→ SHORT EXERCISE:
Would you transcribe the whole listing exactly, minus its pictures?

→ SUPPLIED RECORDS:
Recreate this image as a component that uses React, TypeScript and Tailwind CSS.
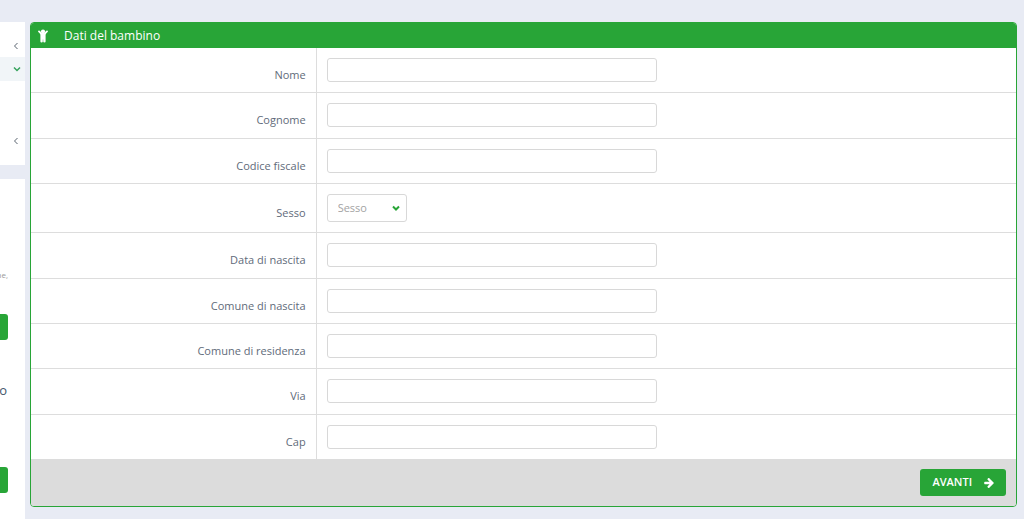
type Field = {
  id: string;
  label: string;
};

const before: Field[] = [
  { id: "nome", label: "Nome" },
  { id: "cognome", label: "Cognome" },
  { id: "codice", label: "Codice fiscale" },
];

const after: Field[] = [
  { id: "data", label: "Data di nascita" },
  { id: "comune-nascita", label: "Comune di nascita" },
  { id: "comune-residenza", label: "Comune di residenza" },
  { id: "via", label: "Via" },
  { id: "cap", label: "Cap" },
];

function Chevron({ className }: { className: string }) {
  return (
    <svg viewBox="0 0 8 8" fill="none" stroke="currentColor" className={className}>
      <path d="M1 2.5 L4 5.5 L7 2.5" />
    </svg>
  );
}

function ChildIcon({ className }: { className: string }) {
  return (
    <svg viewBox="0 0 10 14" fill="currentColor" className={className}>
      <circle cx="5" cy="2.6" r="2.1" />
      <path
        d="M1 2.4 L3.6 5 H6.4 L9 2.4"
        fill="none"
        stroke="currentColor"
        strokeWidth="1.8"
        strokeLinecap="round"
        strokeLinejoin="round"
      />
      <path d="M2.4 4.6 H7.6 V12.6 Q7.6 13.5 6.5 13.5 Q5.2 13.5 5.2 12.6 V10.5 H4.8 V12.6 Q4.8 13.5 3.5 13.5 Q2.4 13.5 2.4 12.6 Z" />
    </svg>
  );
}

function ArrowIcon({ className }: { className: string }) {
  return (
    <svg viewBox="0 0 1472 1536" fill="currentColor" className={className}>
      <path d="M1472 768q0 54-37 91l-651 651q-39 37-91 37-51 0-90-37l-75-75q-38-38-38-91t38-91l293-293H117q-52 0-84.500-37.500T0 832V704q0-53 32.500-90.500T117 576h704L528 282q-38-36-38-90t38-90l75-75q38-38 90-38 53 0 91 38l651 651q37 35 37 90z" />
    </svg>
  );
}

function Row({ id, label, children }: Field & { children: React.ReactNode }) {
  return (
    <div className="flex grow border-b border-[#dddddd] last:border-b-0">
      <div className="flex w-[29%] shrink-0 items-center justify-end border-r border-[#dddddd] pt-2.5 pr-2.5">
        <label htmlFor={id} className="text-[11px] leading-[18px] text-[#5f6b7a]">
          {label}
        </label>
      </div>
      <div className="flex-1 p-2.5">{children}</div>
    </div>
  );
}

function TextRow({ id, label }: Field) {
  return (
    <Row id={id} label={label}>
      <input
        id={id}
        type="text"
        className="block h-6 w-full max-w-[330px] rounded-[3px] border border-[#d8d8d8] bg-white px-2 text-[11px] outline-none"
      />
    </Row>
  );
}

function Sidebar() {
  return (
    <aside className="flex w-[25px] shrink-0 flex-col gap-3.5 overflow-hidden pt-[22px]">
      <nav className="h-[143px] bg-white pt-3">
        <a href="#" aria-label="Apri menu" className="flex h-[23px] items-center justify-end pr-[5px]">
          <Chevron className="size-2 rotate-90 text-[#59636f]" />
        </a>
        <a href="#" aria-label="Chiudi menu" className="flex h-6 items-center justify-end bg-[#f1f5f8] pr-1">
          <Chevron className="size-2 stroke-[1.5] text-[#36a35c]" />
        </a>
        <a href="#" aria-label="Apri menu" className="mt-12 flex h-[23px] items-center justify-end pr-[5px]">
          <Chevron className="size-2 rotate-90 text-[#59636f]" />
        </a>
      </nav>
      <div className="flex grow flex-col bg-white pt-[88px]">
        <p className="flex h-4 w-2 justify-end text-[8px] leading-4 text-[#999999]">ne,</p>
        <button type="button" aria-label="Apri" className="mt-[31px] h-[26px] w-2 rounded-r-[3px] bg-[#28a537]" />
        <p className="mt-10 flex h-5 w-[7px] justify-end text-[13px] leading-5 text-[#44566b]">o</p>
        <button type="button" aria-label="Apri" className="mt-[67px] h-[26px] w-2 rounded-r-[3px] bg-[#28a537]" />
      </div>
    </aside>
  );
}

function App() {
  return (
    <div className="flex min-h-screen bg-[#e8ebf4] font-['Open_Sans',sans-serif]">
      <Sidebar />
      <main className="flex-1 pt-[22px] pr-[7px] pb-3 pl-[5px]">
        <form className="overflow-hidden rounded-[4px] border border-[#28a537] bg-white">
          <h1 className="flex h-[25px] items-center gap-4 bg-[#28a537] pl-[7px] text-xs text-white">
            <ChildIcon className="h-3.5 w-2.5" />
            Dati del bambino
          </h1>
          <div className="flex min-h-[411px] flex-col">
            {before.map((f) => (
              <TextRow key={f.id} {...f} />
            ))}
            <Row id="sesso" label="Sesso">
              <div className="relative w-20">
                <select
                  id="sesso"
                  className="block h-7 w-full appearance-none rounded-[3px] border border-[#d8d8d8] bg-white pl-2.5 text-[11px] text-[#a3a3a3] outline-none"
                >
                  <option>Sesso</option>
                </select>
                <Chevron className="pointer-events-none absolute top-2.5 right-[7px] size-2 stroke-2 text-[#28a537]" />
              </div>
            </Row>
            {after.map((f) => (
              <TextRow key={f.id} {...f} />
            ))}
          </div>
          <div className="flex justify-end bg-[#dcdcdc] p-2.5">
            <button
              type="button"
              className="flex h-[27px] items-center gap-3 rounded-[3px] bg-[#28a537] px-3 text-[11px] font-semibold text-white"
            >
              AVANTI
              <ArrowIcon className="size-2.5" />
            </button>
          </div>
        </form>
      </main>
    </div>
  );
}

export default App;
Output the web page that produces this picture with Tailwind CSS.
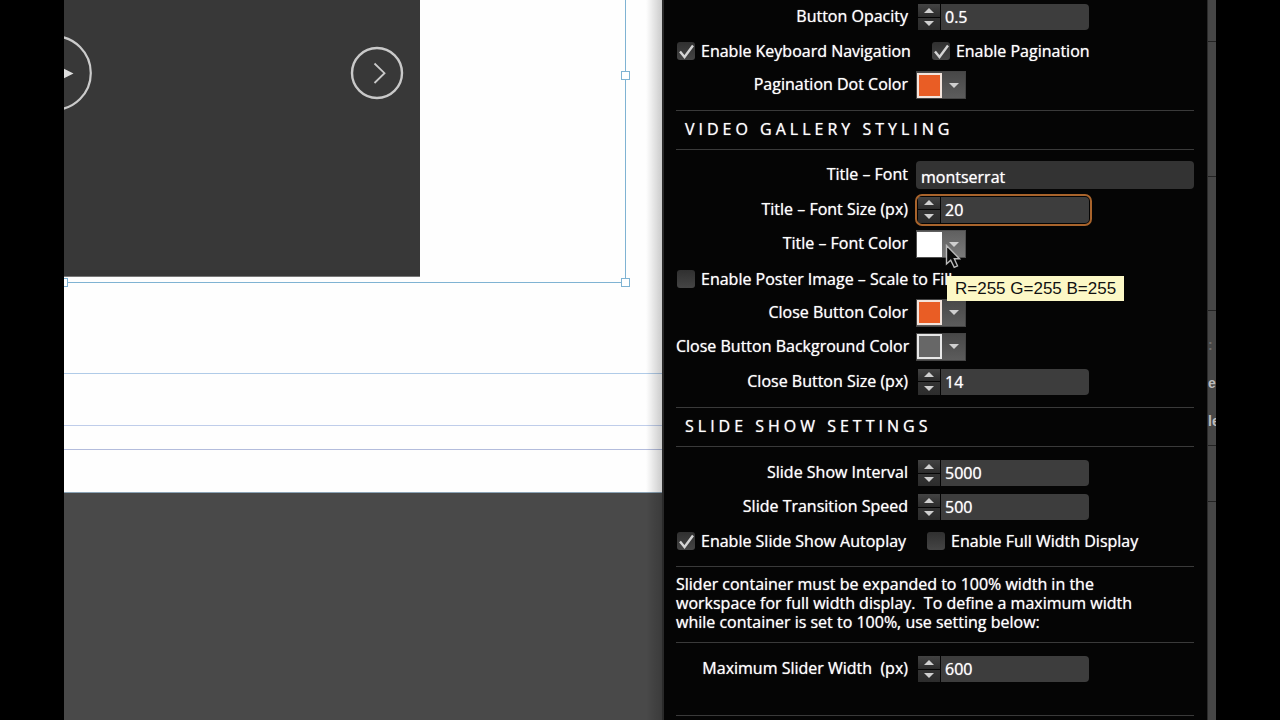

→ WRITTEN RESPONSE:
Recreate this image as a component that uses React, TypeScript and Tailwind CSS.
type Field = {
  id: string;
  label: string;
};

const before: Field[] = [
  { id: "nome", label: "Nome" },
  { id: "cognome", label: "Cognome" },
  { id: "codice", label: "Codice fiscale" },
];

const after: Field[] = [
  { id: "data", label: "Data di nascita" },
  { id: "comune-nascita", label: "Comune di nascita" },
  { id: "comune-residenza", label: "Comune di residenza" },
  { id: "via", label: "Via" },
  { id: "cap", label: "Cap" },
];

function Chevron({ className }: { className: string }) {
  return (
    <svg viewBox="0 0 8 8" fill="none" stroke="currentColor" className={className}>
      <path d="M1 2.5 L4 5.5 L7 2.5" />
    </svg>
  );
}

function ChildIcon({ className }: { className: string }) {
  return (
    <svg viewBox="0 0 10 14" fill="currentColor" className={className}>
      <circle cx="5" cy="2.6" r="2.1" />
      <path
        d="M1 2.4 L3.6 5 H6.4 L9 2.4"
        fill="none"
        stroke="currentColor"
        strokeWidth="1.8"
        strokeLinecap="round"
        strokeLinejoin="round"
      />
      <path d="M2.4 4.6 H7.6 V12.6 Q7.6 13.5 6.5 13.5 Q5.2 13.5 5.2 12.6 V10.5 H4.8 V12.6 Q4.8 13.5 3.5 13.5 Q2.4 13.5 2.4 12.6 Z" />
    </svg>
  );
}

function ArrowIcon({ className }: { className: string }) {
  return (
    <svg viewBox="0 0 1472 1536" fill="currentColor" className={className}>
      <path d="M1472 768q0 54-37 91l-651 651q-39 37-91 37-51 0-90-37l-75-75q-38-38-38-91t38-91l293-293H117q-52 0-84.500-37.500T0 832V704q0-53 32.500-90.500T117 576h704L528 282q-38-36-38-90t38-90l75-75q38-38 90-38 53 0 91 38l651 651q37 35 37 90z" />
    </svg>
  );
}

function Row({ id, label, children }: Field & { children: React.ReactNode }) {
  return (
    <div className="flex grow border-b border-[#dddddd] last:border-b-0">
      <div className="flex w-[29%] shrink-0 items-center justify-end border-r border-[#dddddd] pt-2.5 pr-2.5">
        <label htmlFor={id} className="text-[11px] leading-[18px] text-[#5f6b7a]">
          {label}
        </label>
      </div>
      <div className="flex-1 p-2.5">{children}</div>
    </div>
  );
}

function TextRow({ id, label }: Field) {
  return (
    <Row id={id} label={label}>
      <input
        id={id}
        type="text"
        className="block h-6 w-full max-w-[330px] rounded-[3px] border border-[#d8d8d8] bg-white px-2 text-[11px] outline-none"
      />
    </Row>
  );
}

function Sidebar() {
  return (
    <aside className="flex w-[25px] shrink-0 flex-col gap-3.5 overflow-hidden pt-[22px]">
      <nav className="h-[143px] bg-white pt-3">
        <a href="#" aria-label="Apri menu" className="flex h-[23px] items-center justify-end pr-[5px]">
          <Chevron className="size-2 rotate-90 text-[#59636f]" />
        </a>
        <a href="#" aria-label="Chiudi menu" className="flex h-6 items-center justify-end bg-[#f1f5f8] pr-1">
          <Chevron className="size-2 stroke-[1.5] text-[#36a35c]" />
        </a>
        <a href="#" aria-label="Apri menu" className="mt-12 flex h-[23px] items-center justify-end pr-[5px]">
          <Chevron className="size-2 rotate-90 text-[#59636f]" />
        </a>
      </nav>
      <div className="flex grow flex-col bg-white pt-[88px]">
        <p className="flex h-4 w-2 justify-end text-[8px] leading-4 text-[#999999]">ne,</p>
        <button type="button" aria-label="Apri" className="mt-[31px] h-[26px] w-2 rounded-r-[3px] bg-[#28a537]" />
        <p className="mt-10 flex h-5 w-[7px] justify-end text-[13px] leading-5 text-[#44566b]">o</p>
        <button type="button" aria-label="Apri" className="mt-[67px] h-[26px] w-2 rounded-r-[3px] bg-[#28a537]" />
      </div>
    </aside>
  );
}

function App() {
  return (
    <div className="flex min-h-screen bg-[#e8ebf4] font-['Open_Sans',sans-serif]">
      <Sidebar />
      <main className="flex-1 pt-[22px] pr-[7px] pb-3 pl-[5px]">
        <form className="overflow-hidden rounded-[4px] border border-[#28a537] bg-white">
          <h1 className="flex h-[25px] items-center gap-4 bg-[#28a537] pl-[7px] text-xs text-white">
            <ChildIcon className="h-3.5 w-2.5" />
            Dati del bambino
          </h1>
          <div className="flex min-h-[411px] flex-col">
            {before.map((f) => (
              <TextRow key={f.id} {...f} />
            ))}
            <Row id="sesso" label="Sesso">
              <div className="relative w-20">
                <select
                  id="sesso"
                  className="block h-7 w-full appearance-none rounded-[3px] border border-[#d8d8d8] bg-white pl-2.5 text-[11px] text-[#a3a3a3] outline-none"
                >
                  <option>Sesso</option>
                </select>
                <Chevron className="pointer-events-none absolute top-2.5 right-[7px] size-2 stroke-2 text-[#28a537]" />
              </div>
            </Row>
            {after.map((f) => (
              <TextRow key={f.id} {...f} />
            ))}
          </div>
          <div className="flex justify-end bg-[#dcdcdc] p-2.5">
            <button
              type="button"
              className="flex h-[27px] items-center gap-3 rounded-[3px] bg-[#28a537] px-3 text-[11px] font-semibold text-white"
            >
              AVANTI
              <ArrowIcon className="size-2.5" />
            </button>
          </div>
        </form>
      </main>
    </div>
  );
}

export default App;
Output the web page that produces this picture with Tailwind CSS.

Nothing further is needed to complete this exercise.